E a Defensoria Pública já se manifestou que irá buscar responsabilização pelas evidentes violações que houve ali... Abuso de autoridade, sabe? O tratamento degradante de me deixar, durante horas, de forma desnecessária dentro da viatura. Acho que também a responsabilização pelos tiros indiscriminados contra os manifestantes. E toda a situação terá que ser apurada. Na própria ocorrência, já consto como vítima. Hoje eu já fiz o exame de corpo de delito. E acho que todas as ocorrências desse dia terão que ser apuradas. As pessoas, responsabilizadas. As associações nacional e estadual estão empenhadas nisso, a Defensoria Geral, a Comissão Nacional dos Defensores Públicos para que a gente possa encontrar os responsáveis por essa situação que ocorreu no dia 14.

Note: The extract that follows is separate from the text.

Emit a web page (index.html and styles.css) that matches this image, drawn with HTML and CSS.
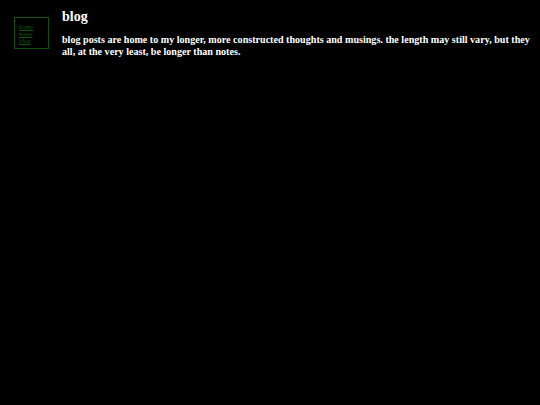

Podemos presumir que há vários casos, porque no nosso cotidiano de atuação recebemos diversos relatos de presos que não são apresentados imediatamente, ficam incomunicáveis durante horas, sem saber o motivo de sua prisão ou mesmo contato com qualquer pessoa. A lei e os tribunais determinam que o uso de algemas somente deve ocorrer em situações excepcionais, como em casos de resistência. Mas o cotidiano forense demonstra que o respeito a esta regra não é sempre observado. O meu caso é mais uma prova disso, pois as imagens mostram que não resisti à ação policial e, ainda assim, fiquei indevidamente algemado, e por tempo excessivo."